Toolkit for Projects in Denver’s Public Space

P.S. You Are Here is a pilot program designed to inspire innovative ideas by community members who themselves would be impacted by the projects. We encourage place-based, grassroots involvement from residents, artists, neighborhood associations, non- and for-profit organizations and businesses to claim, initiate, collaborate and drive the creation of temporary, authentic demonstrations and activation of outdoor public spaces.
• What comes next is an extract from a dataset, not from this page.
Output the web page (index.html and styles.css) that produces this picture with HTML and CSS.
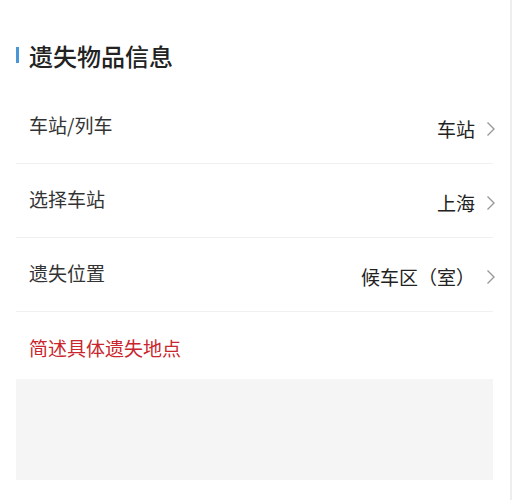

These short-term, low-cost and scalable projects are intended to transform underutilized urban spaces, increase collaboration, honor heritage, build civic engagement, beautify neighborhoods, enrich communities and inspire long-term change.

Review the P.S. You Are Here guidelines to determine if your idea fits into the goals, objectives and requirements of the program including:

  • The primary applicant must be a place-based group, such as a registered neighborhood organization(RNO), neighborhood-based group, business improvement district, art and creative district, ad-hoc group, and/or business or organization (non- and for-profit)
  • Projects must be located in outdoor public space within the City and County of Denver and be consistent with city policies and adopted neighborhood plans 
  • Projects must be on display for a suggested minimum of 3 months up to 1 year
  • Projects must be free and open to all members of the public
  • Grant recipients must match the grant award 1:1 with cash, donated goods and services, and/or volunteer hours (valued at $20 per hour)

Identify a site

Identify Project Partners

  • To be eligible, applicants must partner with a place-based organization, such as a:
    • Registered Neighborhood Association (RNO) or neighborhood-based group
    • Business Improvement District, Business Association or Chamber of Commerce
    • Maintenance district
    • Art district
    • Friends of Parks
    • Business or placed-based organizations (non- and for-profit)
  • Individual artists and non-place-based organizations or businesses are eligible if working with or endorsed by a geographically based group such as those listed above
  • Review the list of Registered Neighborhood Organizations and the additional Helpful Links below
  • Approach local businesses, organizations, and entrepreneurs to develop a collaborative, community-driven project
  • Encourage participation among long-time residents, and neighbors
  • Consider community dynamics and local history in your area
  • Raise awareness by notifying other groups in your neighborhood about your project

Identify a Budget

Example Budget:
    Grant Request Amount             $X
    Additional Funding Source #1    $X
    Additional Funding Source #2    $X
    Supplies                                  $X or in-kind value
    Volunteer Hours (2 volunteers)   $X or in-kind value
    Art Services                             $X or in-kind value
    Designer/Fabricator                  $X or in-kind value
    Total Budget                          $X


Here are some example considerations to be aware of when creating a proposal. Projects not covered here may also require additional design, engineering and other considerations.  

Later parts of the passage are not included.